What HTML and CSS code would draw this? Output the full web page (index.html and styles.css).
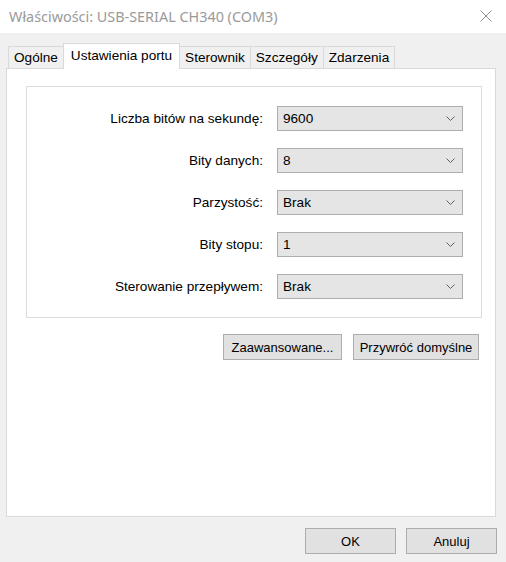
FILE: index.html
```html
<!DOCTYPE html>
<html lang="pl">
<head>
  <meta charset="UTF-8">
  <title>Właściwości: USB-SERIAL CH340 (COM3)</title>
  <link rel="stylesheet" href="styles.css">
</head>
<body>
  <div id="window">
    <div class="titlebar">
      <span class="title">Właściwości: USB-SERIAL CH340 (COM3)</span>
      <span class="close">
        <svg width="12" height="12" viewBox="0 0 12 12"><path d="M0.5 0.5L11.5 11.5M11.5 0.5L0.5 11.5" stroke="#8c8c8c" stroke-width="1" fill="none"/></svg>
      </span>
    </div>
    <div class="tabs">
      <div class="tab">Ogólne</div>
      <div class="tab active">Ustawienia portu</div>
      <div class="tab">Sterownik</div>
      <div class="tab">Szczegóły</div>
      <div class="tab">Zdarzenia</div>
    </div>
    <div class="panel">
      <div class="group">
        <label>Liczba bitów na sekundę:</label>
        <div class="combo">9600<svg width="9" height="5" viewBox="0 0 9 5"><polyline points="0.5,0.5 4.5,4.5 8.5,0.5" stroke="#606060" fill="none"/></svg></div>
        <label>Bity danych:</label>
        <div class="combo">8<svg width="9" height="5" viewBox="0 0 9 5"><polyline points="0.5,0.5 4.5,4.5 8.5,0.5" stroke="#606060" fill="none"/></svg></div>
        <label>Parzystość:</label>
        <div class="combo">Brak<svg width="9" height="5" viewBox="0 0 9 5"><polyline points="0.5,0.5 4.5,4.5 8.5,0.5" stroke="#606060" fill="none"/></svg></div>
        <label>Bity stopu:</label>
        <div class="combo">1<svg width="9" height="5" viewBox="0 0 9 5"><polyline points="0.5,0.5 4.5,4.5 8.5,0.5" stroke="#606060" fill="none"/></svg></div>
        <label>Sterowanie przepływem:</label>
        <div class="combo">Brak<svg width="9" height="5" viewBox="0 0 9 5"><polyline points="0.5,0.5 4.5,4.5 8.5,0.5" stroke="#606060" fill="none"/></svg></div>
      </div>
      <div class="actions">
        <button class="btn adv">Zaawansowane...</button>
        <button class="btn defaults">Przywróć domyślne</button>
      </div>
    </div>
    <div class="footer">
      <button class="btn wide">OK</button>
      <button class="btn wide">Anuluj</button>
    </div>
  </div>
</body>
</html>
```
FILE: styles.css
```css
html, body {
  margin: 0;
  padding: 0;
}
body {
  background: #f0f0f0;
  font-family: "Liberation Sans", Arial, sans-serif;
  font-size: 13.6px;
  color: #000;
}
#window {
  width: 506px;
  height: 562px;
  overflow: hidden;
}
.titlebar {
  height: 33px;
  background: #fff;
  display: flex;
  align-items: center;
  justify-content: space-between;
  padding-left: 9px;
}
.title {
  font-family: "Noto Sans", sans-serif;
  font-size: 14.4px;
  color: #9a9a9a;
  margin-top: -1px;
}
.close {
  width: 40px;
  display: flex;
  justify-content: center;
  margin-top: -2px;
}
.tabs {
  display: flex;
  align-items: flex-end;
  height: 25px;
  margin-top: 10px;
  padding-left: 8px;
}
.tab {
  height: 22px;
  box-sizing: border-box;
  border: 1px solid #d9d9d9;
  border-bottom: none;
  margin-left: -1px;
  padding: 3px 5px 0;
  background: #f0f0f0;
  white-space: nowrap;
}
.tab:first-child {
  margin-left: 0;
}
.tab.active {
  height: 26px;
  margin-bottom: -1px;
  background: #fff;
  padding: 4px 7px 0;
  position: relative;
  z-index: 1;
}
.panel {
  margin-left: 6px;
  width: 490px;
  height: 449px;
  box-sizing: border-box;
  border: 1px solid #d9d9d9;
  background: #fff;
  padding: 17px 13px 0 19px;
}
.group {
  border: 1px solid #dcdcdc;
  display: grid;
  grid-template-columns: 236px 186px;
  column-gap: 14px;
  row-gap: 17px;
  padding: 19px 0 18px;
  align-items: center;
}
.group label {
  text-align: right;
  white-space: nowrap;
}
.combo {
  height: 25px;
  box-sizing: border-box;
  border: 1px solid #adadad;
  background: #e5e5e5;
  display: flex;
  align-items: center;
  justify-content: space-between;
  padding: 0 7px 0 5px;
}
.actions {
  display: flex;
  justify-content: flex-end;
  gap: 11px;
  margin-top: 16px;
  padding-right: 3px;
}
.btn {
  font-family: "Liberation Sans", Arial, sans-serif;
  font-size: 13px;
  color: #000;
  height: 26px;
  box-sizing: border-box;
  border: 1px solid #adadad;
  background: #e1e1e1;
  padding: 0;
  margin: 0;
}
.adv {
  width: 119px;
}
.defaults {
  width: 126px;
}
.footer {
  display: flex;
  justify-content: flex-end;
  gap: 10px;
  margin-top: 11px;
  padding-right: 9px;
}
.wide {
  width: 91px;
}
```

■ ■ ■ ■ ■

What is asked
Copy out the data above exactly, except the pictures.

Worked solution
What HTML and CSS code would draw this? Output the full web page (index.html and styles.css).
FILE: index.html
```html
<!DOCTYPE html>
<html lang="pl">
<head>
  <meta charset="UTF-8">
  <title>Właściwości: USB-SERIAL CH340 (COM3)</title>
  <link rel="stylesheet" href="styles.css">
</head>
<body>
  <div id="window">
    <div class="titlebar">
      <span class="title">Właściwości: USB-SERIAL CH340 (COM3)</span>
      <span class="close">
        <svg width="12" height="12" viewBox="0 0 12 12"><path d="M0.5 0.5L11.5 11.5M11.5 0.5L0.5 11.5" stroke="#8c8c8c" stroke-width="1" fill="none"/></svg>
      </span>
    </div>
    <div class="tabs">
      <div class="tab">Ogólne</div>
      <div class="tab active">Ustawienia portu</div>
      <div class="tab">Sterownik</div>
      <div class="tab">Szczegóły</div>
      <div class="tab">Zdarzenia</div>
    </div>
    <div class="panel">
      <div class="group">
        <label>Liczba bitów na sekundę:</label>
        <div class="combo">9600<svg width="9" height="5" viewBox="0 0 9 5"><polyline points="0.5,0.5 4.5,4.5 8.5,0.5" stroke="#606060" fill="none"/></svg></div>
        <label>Bity danych:</label>
        <div class="combo">8<svg width="9" height="5" viewBox="0 0 9 5"><polyline points="0.5,0.5 4.5,4.5 8.5,0.5" stroke="#606060" fill="none"/></svg></div>
        <label>Parzystość:</label>
        <div class="combo">Brak<svg width="9" height="5" viewBox="0 0 9 5"><polyline points="0.5,0.5 4.5,4.5 8.5,0.5" stroke="#606060" fill="none"/></svg></div>
        <label>Bity stopu:</label>
        <div class="combo">1<svg width="9" height="5" viewBox="0 0 9 5"><polyline points="0.5,0.5 4.5,4.5 8.5,0.5" stroke="#606060" fill="none"/></svg></div>
        <label>Sterowanie przepływem:</label>
        <div class="combo">Brak<svg width="9" height="5" viewBox="0 0 9 5"><polyline points="0.5,0.5 4.5,4.5 8.5,0.5" stroke="#606060" fill="none"/></svg></div>
      </div>
      <div class="actions">
        <button class="btn adv">Zaawansowane...</button>
        <button class="btn defaults">Przywróć domyślne</button>
      </div>
    </div>
    <div class="footer">
      <button class="btn wide">OK</button>
      <button class="btn wide">Anuluj</button>
    </div>
  </div>
</body>
</html>
```
FILE: styles.css
```css
html, body {
  margin: 0;
  padding: 0;
}
body {
  background: #f0f0f0;
  font-family: "Liberation Sans", Arial, sans-serif;
  font-size: 13.6px;
  color: #000;
}
#window {
  width: 506px;
  height: 562px;
  overflow: hidden;
}
.titlebar {
  height: 33px;
  background: #fff;
  display: flex;
  align-items: center;
  justify-content: space-between;
  padding-left: 9px;
}
.title {
  font-family: "Noto Sans", sans-serif;
  font-size: 14.4px;
  color: #9a9a9a;
  margin-top: -1px;
}
.close {
  width: 40px;
  display: flex;
  justify-content: center;
  margin-top: -2px;
}
.tabs {
  display: flex;
  align-items: flex-end;
  height: 25px;
  margin-top: 10px;
  padding-left: 8px;
}
.tab {
  height: 22px;
  box-sizing: border-box;
  border: 1px solid #d9d9d9;
  border-bottom: none;
  margin-left: -1px;
  padding: 3px 5px 0;
  background: #f0f0f0;
  white-space: nowrap;
}
.tab:first-child {
  margin-left: 0;
}
.tab.active {
  height: 26px;
  margin-bottom: -1px;
  background: #fff;
  padding: 4px 7px 0;
  position: relative;
  z-index: 1;
}
.panel {
  margin-left: 6px;
  width: 490px;
  height: 449px;
  box-sizing: border-box;
  border: 1px solid #d9d9d9;
  background: #fff;
  padding: 17px 13px 0 19px;
}
.group {
  border: 1px solid #dcdcdc;
  display: grid;
  grid-template-columns: 236px 186px;
  column-gap: 14px;
  row-gap: 17px;
  padding: 19px 0 18px;
  align-items: center;
}
.group label {
  text-align: right;
  white-space: nowrap;
}
.combo {
  height: 25px;
  box-sizing: border-box;
  border: 1px solid #adadad;
  background: #e5e5e5;
  display: flex;
  align-items: center;
  justify-content: space-between;
  padding: 0 7px 0 5px;
}
.actions {
  display: flex;
  justify-content: flex-end;
  gap: 11px;
  margin-top: 16px;
  padding-right: 3px;
}
.btn {
  font-family: "Liberation Sans", Arial, sans-serif;
  font-size: 13px;
  color: #000;
  height: 26px;
  box-sizing: border-box;
  border: 1px solid #adadad;
  background: #e1e1e1;
  padding: 0;
  margin: 0;
}
.adv {
  width: 119px;
}
.defaults {
  width: 126px;
}
.footer {
  display: flex;
  justify-content: flex-end;
  gap: 10px;
  margin-top: 11px;
  padding-right: 9px;
}
.wide {
  width: 91px;
}
```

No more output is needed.